— start of Raw data —
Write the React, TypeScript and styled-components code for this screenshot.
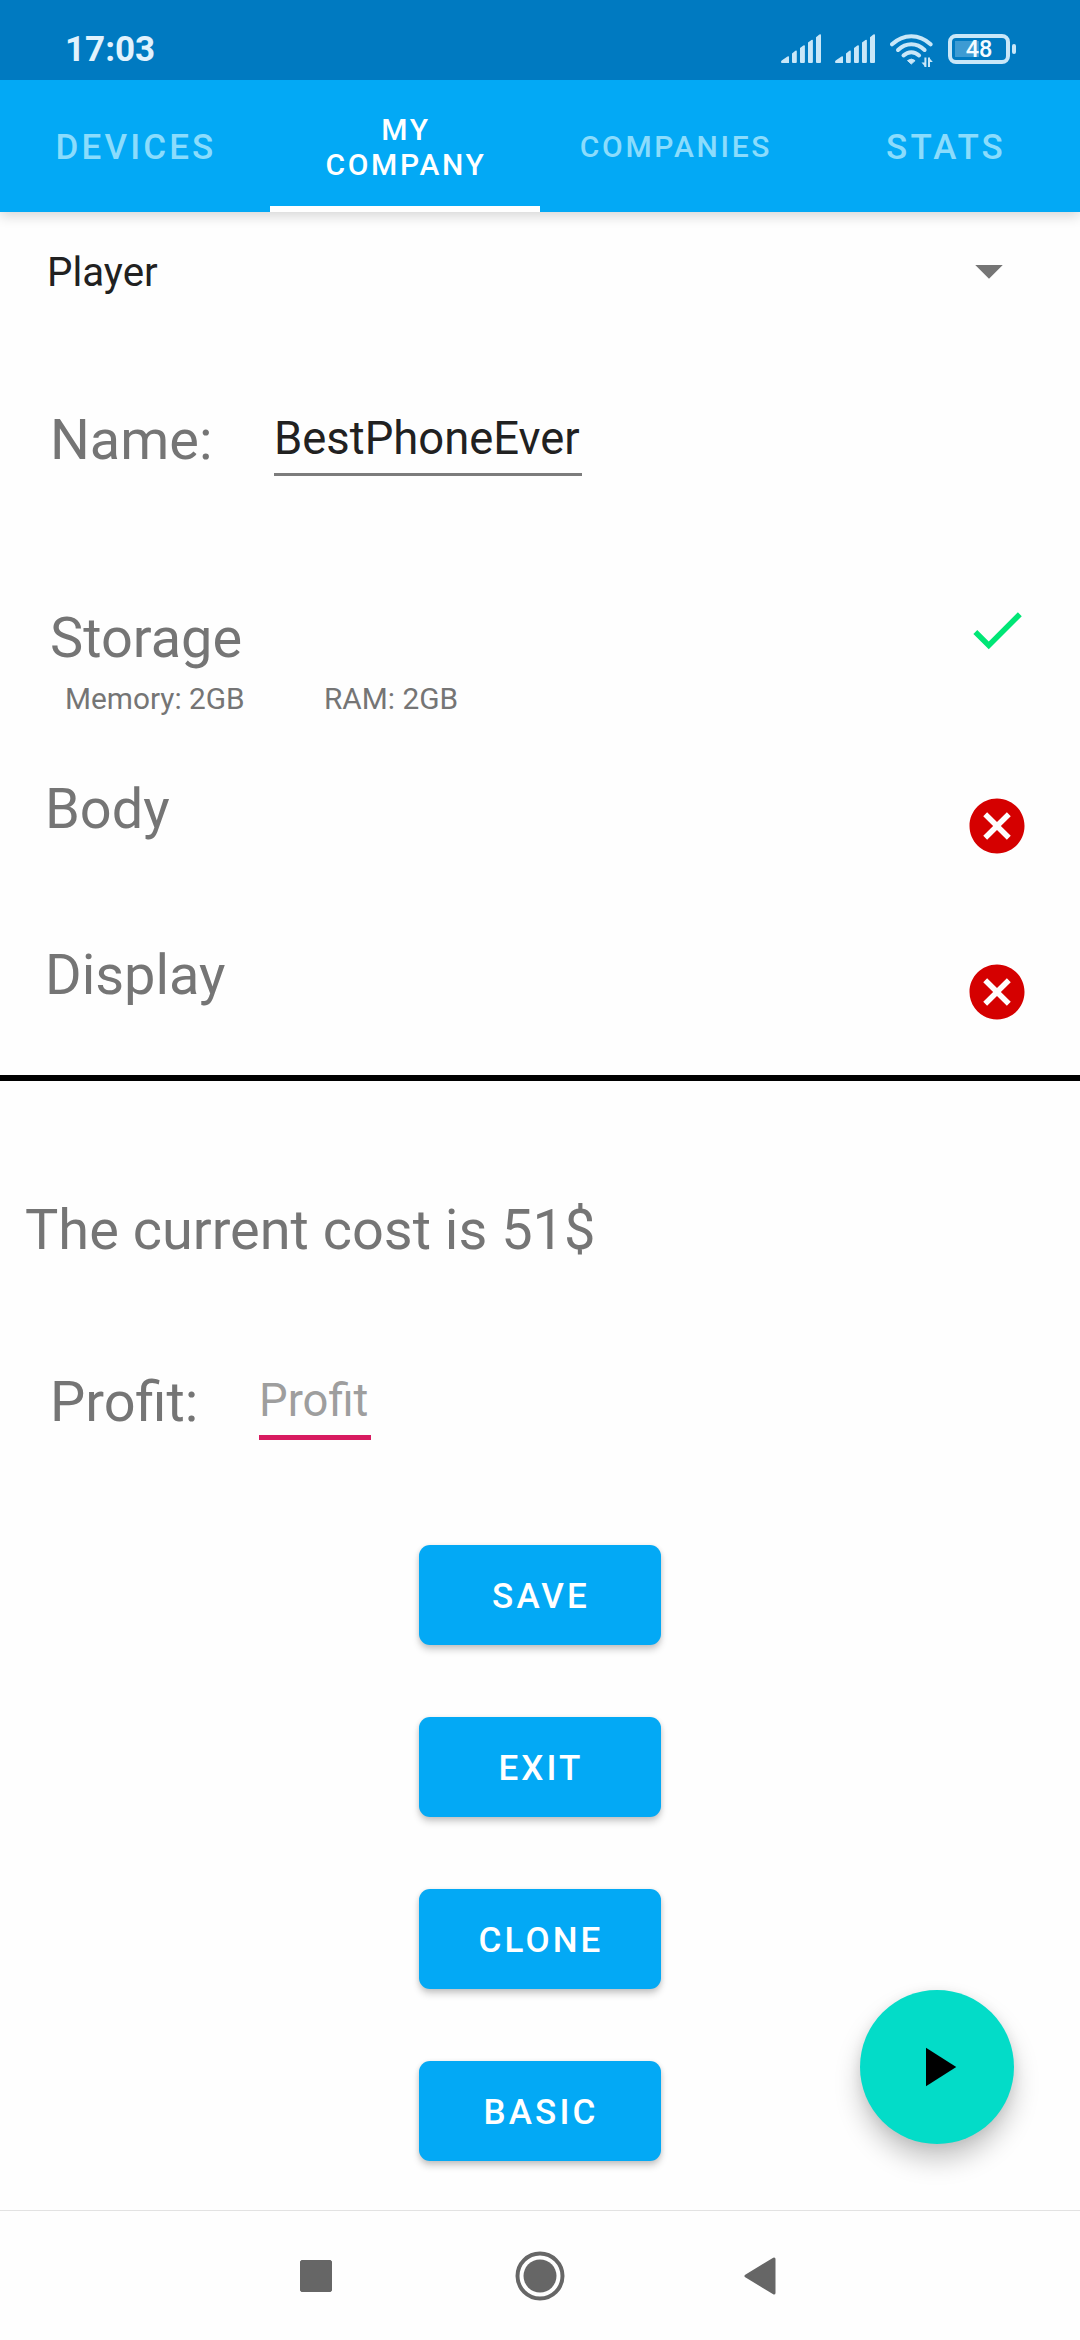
import React from "react";
import styled, { createGlobalStyle } from "styled-components";

const GlobalStyle = createGlobalStyle`
  html, body { margin: 0; padding: 0; background: #fefefe; }
  * { box-sizing: border-box; }
`;

const Screen = styled.div`
  position: relative;
  display: flex;
  flex-direction: column;
  width: 1080px;
  height: 2340px;
  overflow: hidden;
  background: #fefefe;
  color: #757575;
  font-family: Roboto, "Noto Sans", sans-serif;
`;

const StatusBar = styled.header`
  position: relative;
  z-index: 2;
  display: flex;
  flex: none;
  align-items: flex-start;
  justify-content: space-between;
  height: 80px;
  padding: 34px 64px 0 65px;
  background: #007ac1;
`;

const Clock = styled.time`
  margin-top: -4px;
  color: #e1f2fd;
  font-size: 35px;
  font-weight: 700;
  line-height: 40px;
`;

const StatusIcons = styled.div`
  display: flex;
  align-items: flex-start;
`;

const SignalIcon = styled.svg`
  width: 40px;
  height: 30px;
  margin-right: 14px;
  fill: #c9e7f8;
`;

const WifiIcon = styled.svg`
  width: 44px;
  height: 34px;
  margin: 0 14px 0 1px;
`;

const Battery = styled.div`
  display: flex;
  align-items: center;
  gap: 2px;
`;

const BatteryCase = styled.div`
  display: flex;
  align-items: center;
  justify-content: center;
  width: 62px;
  height: 30px;
  border: 4px solid #c9e7f8;
  border-radius: 8px;
  background: linear-gradient(#3d9bd3, #3d9bd3) 3px 3px / 24px 16px no-repeat;
  color: #f4fbff;
  font-size: 23.5px;
  font-weight: 500;
  line-height: 22px;
`;

const BatteryTip = styled.div`
  width: 4px;
  height: 10px;
  border-radius: 2px;
  background: #c9e7f8;
`;

const TabBar = styled.nav`
  position: relative;
  z-index: 1;
  display: grid;
  grid-template-columns: repeat(4, 270px);
  flex: none;
  height: 132px;
  background: #03a9f5;
  box-shadow: 0 4px 12px rgba(0, 0, 0, 0.16);
`;

const Tab = styled.a<{ $active?: boolean; $compact?: boolean }>`
  display: flex;
  align-items: center;
  justify-content: center;
  padding: ${(p) => (p.$active ? "8px 38px 0 40px" : p.$compact ? "0 0 0 2px" : "2px 0 0 2px")};
  border-bottom: ${(p) => (p.$active ? "6px solid #fff" : "none")};
  color: ${(p) => (p.$active ? "#fff" : "#8bdcfc")};
  font-size: ${(p) => (p.$compact ? "30px" : "35px")};
  font-weight: 500;
  line-height: ${(p) => (p.$compact ? "35px" : "41px")};
  letter-spacing: 0.0893em;
  text-align: center;
`;

const Content = styled.main`
  display: flex;
  flex-direction: column;
  flex: 1;
  min-height: 0;
`;

const Spinner = styled.div`
  display: flex;
  align-items: center;
  justify-content: space-between;
  flex: none;
  height: 120px;
  padding: 0 77px 0 47px;
  color: #212121;
  font-size: 40.3px;
  line-height: 48px;
`;

const Selected = styled.span`
  padding-top: 1px;
`;

const Caret = styled.svg`
  width: 28px;
  height: 14px;
  fill: #757575;
`;

const FieldRow = styled.div<{ $height: number; $top: number; $label: number }>`
  display: grid;
  grid-template-columns: ${(p) => p.$label}px auto;
  align-items: start;
  justify-content: start;
  flex: none;
  height: ${(p) => p.$height}px;
  padding: ${(p) => p.$top}px 0 0 50px;
`;

const Heading = styled.div`
  font-size: 55.9px;
  line-height: 66px;
  white-space: nowrap;
`;

const TextField = styled.div<{ $focused?: boolean; $width: number }>`
  width: ${(p) => p.$width}px;
  margin-top: 6px;
  padding-bottom: 8px;
  border-bottom: ${(p) => (p.$focused ? "5px solid #d81b60" : "3px solid #7c7c7c")};
  color: ${(p) => (p.$focused ? "#9e9e9e" : "#212121")};
  font-size: 45.4px;
  line-height: 52px;
  white-space: nowrap;
`;

const PartRow = styled.section<{ $height: number; $left: number }>`
  display: flex;
  align-items: flex-start;
  justify-content: space-between;
  flex: none;
  height: ${(p) => p.$height}px;
  padding: 0 50px 0 ${(p) => p.$left}px;
`;

const PartText = styled.div<{ $drop?: boolean }>`
  padding-top: ${(p) => (p.$drop ? 8 : 0)}px;
`;

const Specs = styled.div`
  display: grid;
  grid-template-columns: 259px auto;
  margin-top: 9px;
  padding-left: 15px;
  font-size: 29.8px;
  line-height: 37px;
`;

const PartIcon = styled.svg<{ $drop?: boolean }>`
  width: 66px;
  height: 66px;
  margin-top: ${(p) => (p.$drop ? 17 : 0)}px;
`;

const Divider = styled.hr`
  flex: none;
  width: 100%;
  height: 6px;
  margin: 0;
  border: 0;
  background: #000;
`;

const Cost = styled(Heading)`
  flex: none;
  height: 172px;
  margin-top: 116px;
  padding-left: 25px;
`;

const Actions = styled.div`
  display: flex;
  flex-direction: column;
  align-items: center;
  gap: 72px;
`;

const ActionButton = styled.button`
  width: 242px;
  height: 100px;
  padding: 2px 0 0 2px;
  border: 0;
  border-radius: 11px;
  background: #03a9f5;
  box-shadow: 0 5px 7px rgba(0, 0, 0, 0.18), 0 1px 5px rgba(0, 0, 0, 0.1);
  color: #fff;
  font-family: inherit;
  font-size: 35px;
  font-weight: 500;
  letter-spacing: 0.0893em;
`;

const Fab = styled.button`
  position: absolute;
  right: 66px;
  bottom: 196px;
  display: grid;
  place-items: center;
  width: 154px;
  height: 154px;
  padding: 0;
  border: 0;
  border-radius: 50%;
  background: #03dcc8;
  box-shadow: 0 16px 26px rgba(0, 0, 0, 0.22), 0 2px 12px rgba(0, 0, 0, 0.08);
`;

const NavBar = styled.footer`
  flex: none;
  display: flex;
  align-items: center;
  height: 130px;
  padding: 0 304px 0 300px;
  justify-content: space-between;
  border-top: 1px solid #e2e2e2;
`;

const NavIcon = styled.svg`
  fill: #666;
  stroke: #666;
`;

const HomeIcon = styled(NavIcon)`
  margin-left: 3px;
`;

const Signal = () => (
  <SignalIcon viewBox="0 0 40 30">
    <path d="M0 28Q0 27 1 26.3L6.5 22.6Q8 21.6 8 23V29H1Q0 29 0 28Z" />
    <path d="M11 19.4L14.4 16.8Q15.8 16 15.8 17.6V28Q15.8 29 14.8 29H12Q11 29 11 28Z" />
    <path d="M19 14L22.4 11.4Q23.9 10.6 23.9 12.2V28Q23.9 29 22.9 29H20Q19 29 19 28Z" />
    <path d="M27 8.6L30.4 6Q31.9 5.2 31.9 6.8V28Q31.9 29 30.9 29H28Q27 29 27 28Z" />
    <path d="M35 3.2L38.4 .6Q40 -.2 40 1.4V28Q40 29 39 29H36Q35 29 35 28Z" />
  </SignalIcon>
);

const Wifi = () => (
  <WifiIcon viewBox="0 0 44 34" fill="none" stroke="#c9e7f8" strokeWidth="4">
    <path d="M2 10.3Q10.5 2.2 21.3 2.2T40.6 10.3" strokeLinecap="round" />
    <path d="M8 16Q14 10.3 21.3 10.3T34.6 16" strokeLinecap="round" />
    <path d="M13.5 21.5Q17 18.2 21.3 18.2T29.1 21.5" strokeLinecap="round" />
    <path d="M17.5 26.6Q21.3 23.6 25.1 26.6L21.3 30Z" fill="#c9e7f8" strokeWidth="1" strokeLinejoin="round" />
    <path d="M35.4 23.5V33M39 33V23.5" strokeWidth="2" />
    <path d="M31.5 28.5H35V32.5ZM42.8 28H39.4V24Z" fill="#c9e7f8" stroke="none" />
  </WifiIcon>
);

const Cancel = () => (
  <PartIcon $drop viewBox="0 0 24 24" fill="#d50000">
    <path d="M12 2C6.47 2 2 6.47 2 12s4.47 10 10 10 10-4.47 10-10S17.53 2 12 2zm5 13.59L15.59 17 12 13.41 8.41 17 7 15.59 10.59 12 7 8.41 8.41 7 12 10.59 15.59 7 17 8.41 13.41 12 17 15.59z" />
  </PartIcon>
);

const actions = ["SAVE", "EXIT", "CLONE", "BASIC"];

export default function App() {
  return (
    <>
      <GlobalStyle />
      <Screen>
        <StatusBar>
          <Clock>17:03</Clock>
          <StatusIcons>
            <Signal />
            <Signal />
            <Wifi />
            <Battery>
              <BatteryCase>48</BatteryCase>
              <BatteryTip />
            </Battery>
          </StatusIcons>
        </StatusBar>
        <TabBar>
          <Tab>DEVICES</Tab>
          <Tab $active $compact>MY COMPANY</Tab>
          <Tab $compact>COMPANIES</Tab>
          <Tab>STATS</Tab>
        </TabBar>
        <Content>
          <Spinner>
            <Selected>Player</Selected>
            <Caret viewBox="0 0 28 14">
              <path d="M.25 0h27.5L14 13.75z" />
            </Caret>
          </Spinner>
          <FieldRow $height={265} $top={75} $label={224}>
            <Heading>Name:</Heading>
            <TextField $width={308}>BestPhoneEver</TextField>
          </FieldRow>
          <PartRow $height={179} $left={50}>
            <PartText $drop>
              <Heading>Storage</Heading>
              <Specs>
                <span>Memory: 2GB</span>
                <span>RAM: 2GB</span>
              </Specs>
            </PartText>
            <PartIcon viewBox="0 0 24 24" fill="#00e676">
              <path d="M9 16.17L4.83 12l-1.42 1.41L9 19 21 7l-1.41-1.41z" />
            </PartIcon>
          </PartRow>
          <PartRow $height={166} $left={45}>
            <Heading>Body</Heading>
            <Cancel />
          </PartRow>
          <PartRow $height={133} $left={45}>
            <Heading>Display</Heading>
            <Cancel />
          </PartRow>
          <Divider />
          <Cost>The current cost is 51$</Cost>
          <FieldRow $height={176} $top={0} $label={209}>
            <Heading>Profit:</Heading>
            <TextField $focused $width={112}>Profit</TextField>
          </FieldRow>
          <Actions>
            {actions.map((label) => (
              <ActionButton key={label}>{label}</ActionButton>
            ))}
          </Actions>
        </Content>
        <NavBar>
          <NavIcon width="32" height="32" viewBox="0 0 32 32">
            <rect x=".5" y=".5" width="31" height="31" rx="1.5" />
          </NavIcon>
          <HomeIcon width="50" height="50" viewBox="0 0 50 50">
            <circle cx="25" cy="25" r="22.5" fill="none" strokeWidth="4" />
            <circle cx="25" cy="25" r="16.5" stroke="none" />
          </HomeIcon>
          <NavIcon width="32" height="38" viewBox="0 0 32 38">
            <path d="M2 19L30 2V36Z" strokeWidth="3" strokeLinejoin="round" />
          </NavIcon>
        </NavBar>
        <Fab aria-label="Play">
          <svg width="66" height="66" viewBox="0 0 24 24">
            <path d="M8 5v14l11-7z" />
          </svg>
        </Fab>
      </Screen>
    </>
  );
}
— end of Raw data —
### Given instruction
Search the lines above for the string "React", then show every one that has it.

### Output of the exercise
Write the React, TypeScript and styled-components code for this screenshot.
import React from "react";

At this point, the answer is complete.